*Entries*
--------------------------------------------------

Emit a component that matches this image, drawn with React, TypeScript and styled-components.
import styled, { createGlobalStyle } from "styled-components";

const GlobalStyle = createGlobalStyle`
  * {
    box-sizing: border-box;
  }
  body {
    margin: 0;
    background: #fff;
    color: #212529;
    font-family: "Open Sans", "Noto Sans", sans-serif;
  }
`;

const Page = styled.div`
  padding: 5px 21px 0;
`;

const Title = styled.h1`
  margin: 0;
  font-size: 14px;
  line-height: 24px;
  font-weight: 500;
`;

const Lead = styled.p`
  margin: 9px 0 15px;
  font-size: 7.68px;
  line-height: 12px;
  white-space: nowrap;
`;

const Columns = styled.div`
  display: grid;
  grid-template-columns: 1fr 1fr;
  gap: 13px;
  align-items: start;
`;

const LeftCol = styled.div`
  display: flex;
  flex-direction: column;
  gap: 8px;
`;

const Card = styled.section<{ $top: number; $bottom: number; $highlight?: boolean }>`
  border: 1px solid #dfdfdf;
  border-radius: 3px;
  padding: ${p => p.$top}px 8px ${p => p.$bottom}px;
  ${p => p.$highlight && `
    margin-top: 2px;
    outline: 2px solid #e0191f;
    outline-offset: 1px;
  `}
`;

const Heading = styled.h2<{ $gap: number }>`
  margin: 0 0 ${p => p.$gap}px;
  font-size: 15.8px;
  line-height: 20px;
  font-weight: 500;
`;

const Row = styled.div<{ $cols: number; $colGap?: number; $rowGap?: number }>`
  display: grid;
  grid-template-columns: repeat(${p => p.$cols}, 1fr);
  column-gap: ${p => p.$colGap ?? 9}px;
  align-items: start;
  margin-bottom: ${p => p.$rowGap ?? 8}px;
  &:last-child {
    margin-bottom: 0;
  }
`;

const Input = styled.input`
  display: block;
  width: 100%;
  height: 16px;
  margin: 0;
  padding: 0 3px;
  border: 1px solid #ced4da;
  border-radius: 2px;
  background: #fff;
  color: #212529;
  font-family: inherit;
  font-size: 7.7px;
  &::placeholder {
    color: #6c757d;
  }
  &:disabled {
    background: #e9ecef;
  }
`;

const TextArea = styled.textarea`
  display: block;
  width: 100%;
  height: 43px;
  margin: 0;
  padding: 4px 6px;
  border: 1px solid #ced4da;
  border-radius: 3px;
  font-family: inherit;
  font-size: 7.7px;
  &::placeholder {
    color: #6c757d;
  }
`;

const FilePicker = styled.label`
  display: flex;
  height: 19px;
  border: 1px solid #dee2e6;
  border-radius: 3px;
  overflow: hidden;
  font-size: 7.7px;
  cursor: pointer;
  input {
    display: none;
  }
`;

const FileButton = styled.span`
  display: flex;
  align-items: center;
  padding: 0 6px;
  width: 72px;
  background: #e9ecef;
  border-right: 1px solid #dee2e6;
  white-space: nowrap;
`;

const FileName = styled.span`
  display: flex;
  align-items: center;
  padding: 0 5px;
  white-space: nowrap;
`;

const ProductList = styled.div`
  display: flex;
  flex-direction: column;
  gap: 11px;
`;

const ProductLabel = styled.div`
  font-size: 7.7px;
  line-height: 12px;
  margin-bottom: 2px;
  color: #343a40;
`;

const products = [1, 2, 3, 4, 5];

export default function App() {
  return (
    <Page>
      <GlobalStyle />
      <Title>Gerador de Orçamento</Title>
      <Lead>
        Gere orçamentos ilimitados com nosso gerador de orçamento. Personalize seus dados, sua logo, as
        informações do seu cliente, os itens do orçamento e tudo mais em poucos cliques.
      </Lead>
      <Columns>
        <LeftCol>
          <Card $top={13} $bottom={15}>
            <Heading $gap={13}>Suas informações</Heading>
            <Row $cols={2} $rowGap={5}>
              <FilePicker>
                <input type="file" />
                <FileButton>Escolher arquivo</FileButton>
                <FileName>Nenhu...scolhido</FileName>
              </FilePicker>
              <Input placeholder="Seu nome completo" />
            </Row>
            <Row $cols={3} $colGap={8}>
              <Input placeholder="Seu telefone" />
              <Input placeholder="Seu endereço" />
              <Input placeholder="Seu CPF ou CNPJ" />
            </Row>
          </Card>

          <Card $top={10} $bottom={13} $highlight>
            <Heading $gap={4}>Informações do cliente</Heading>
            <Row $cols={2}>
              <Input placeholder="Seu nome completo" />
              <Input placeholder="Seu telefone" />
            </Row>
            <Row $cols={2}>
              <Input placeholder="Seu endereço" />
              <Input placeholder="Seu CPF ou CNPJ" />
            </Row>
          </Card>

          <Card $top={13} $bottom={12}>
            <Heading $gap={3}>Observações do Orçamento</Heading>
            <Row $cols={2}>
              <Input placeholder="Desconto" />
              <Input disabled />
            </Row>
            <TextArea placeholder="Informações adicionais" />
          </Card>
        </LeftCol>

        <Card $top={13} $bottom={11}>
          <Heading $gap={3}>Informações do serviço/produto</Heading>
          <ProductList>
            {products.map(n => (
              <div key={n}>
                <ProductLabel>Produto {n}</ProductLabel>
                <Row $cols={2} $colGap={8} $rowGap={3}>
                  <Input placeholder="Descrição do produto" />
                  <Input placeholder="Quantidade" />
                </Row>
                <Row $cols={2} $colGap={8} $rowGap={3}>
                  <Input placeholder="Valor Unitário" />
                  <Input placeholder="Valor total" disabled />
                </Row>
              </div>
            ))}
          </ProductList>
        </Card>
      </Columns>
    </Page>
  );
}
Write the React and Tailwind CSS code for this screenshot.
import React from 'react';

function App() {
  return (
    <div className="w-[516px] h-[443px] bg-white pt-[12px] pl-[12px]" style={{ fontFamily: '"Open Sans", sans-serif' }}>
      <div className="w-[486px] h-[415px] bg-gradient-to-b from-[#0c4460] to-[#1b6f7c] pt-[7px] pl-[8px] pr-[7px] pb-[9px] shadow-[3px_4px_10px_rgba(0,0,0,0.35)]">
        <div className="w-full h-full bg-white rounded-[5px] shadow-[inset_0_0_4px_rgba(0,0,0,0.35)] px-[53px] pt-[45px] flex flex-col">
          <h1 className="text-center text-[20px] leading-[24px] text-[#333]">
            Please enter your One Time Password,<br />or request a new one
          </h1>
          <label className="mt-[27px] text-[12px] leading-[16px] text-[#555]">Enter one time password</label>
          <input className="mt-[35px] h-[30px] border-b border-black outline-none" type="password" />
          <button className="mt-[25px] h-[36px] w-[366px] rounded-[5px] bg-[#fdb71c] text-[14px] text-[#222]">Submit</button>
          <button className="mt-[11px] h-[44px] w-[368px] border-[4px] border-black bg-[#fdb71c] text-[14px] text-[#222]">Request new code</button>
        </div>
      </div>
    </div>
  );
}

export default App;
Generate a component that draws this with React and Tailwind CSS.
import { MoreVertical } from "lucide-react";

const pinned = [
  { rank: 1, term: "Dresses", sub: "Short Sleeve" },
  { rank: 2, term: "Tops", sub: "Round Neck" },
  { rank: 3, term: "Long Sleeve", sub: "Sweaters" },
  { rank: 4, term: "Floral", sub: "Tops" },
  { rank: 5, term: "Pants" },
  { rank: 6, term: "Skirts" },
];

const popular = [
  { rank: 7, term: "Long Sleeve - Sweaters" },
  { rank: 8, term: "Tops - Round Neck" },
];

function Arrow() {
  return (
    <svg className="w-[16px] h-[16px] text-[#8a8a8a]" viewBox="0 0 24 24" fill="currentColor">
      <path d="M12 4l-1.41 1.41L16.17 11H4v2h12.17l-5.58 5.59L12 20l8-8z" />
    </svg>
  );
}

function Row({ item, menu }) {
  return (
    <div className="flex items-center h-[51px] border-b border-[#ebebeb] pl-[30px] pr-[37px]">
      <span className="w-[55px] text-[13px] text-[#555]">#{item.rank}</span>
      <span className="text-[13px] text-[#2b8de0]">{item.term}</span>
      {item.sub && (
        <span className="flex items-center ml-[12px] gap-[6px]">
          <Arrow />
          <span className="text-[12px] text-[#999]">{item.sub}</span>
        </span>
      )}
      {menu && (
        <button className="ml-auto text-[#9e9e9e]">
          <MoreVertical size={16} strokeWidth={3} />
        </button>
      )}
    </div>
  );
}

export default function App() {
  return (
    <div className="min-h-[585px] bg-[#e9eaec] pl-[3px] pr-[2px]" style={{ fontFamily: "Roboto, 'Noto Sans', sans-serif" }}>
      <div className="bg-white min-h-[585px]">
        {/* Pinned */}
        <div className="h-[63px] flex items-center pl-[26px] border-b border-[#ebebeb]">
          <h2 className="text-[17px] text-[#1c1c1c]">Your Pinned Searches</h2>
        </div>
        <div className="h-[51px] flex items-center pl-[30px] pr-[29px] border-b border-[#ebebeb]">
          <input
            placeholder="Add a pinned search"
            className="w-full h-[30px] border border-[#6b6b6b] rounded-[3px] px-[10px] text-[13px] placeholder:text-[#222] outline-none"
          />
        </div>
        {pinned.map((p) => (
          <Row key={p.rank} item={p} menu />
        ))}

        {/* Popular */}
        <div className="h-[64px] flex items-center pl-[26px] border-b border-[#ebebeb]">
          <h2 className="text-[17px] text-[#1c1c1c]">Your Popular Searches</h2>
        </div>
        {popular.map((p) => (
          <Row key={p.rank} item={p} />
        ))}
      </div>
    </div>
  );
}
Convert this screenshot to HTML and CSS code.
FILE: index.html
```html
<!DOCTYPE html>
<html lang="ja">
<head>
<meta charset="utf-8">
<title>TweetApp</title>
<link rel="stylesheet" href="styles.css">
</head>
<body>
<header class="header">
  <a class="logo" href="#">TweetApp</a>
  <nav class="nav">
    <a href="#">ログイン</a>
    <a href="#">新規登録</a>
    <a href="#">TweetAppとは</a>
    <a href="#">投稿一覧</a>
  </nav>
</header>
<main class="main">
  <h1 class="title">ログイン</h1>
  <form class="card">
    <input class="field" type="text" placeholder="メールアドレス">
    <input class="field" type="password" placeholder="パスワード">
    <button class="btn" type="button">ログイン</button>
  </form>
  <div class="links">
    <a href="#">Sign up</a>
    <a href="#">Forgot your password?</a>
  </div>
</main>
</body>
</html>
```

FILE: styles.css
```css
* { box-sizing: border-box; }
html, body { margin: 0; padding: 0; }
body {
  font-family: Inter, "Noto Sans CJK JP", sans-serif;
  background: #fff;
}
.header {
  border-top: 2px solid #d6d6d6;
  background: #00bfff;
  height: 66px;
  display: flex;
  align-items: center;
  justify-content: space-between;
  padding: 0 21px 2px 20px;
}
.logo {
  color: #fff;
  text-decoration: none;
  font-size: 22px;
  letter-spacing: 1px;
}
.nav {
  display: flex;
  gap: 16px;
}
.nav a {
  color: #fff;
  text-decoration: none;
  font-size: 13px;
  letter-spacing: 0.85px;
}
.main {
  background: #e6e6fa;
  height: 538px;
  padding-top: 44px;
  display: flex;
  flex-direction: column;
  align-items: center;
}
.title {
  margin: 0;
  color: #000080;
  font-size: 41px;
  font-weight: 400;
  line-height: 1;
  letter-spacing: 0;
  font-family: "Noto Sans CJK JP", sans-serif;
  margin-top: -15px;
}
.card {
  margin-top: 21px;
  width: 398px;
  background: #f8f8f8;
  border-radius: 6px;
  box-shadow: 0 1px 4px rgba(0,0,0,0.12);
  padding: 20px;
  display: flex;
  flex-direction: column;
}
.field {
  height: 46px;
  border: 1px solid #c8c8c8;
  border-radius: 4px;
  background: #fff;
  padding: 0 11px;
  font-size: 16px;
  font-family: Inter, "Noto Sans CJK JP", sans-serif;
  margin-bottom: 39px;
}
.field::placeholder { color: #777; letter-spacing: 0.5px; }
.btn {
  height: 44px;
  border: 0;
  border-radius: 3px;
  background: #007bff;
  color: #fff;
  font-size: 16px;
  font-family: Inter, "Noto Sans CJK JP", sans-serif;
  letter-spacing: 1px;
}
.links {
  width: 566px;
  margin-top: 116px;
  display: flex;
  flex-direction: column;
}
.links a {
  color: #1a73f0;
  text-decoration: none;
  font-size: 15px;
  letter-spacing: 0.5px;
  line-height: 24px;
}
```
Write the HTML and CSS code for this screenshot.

--------------------------------------------------

*Aim of the task*
Identify each line in the records above that contains the word "Write", and copy it out in full.

*Result*
Write the React and Tailwind CSS code for this screenshot.
Write the HTML and CSS code for this screenshot.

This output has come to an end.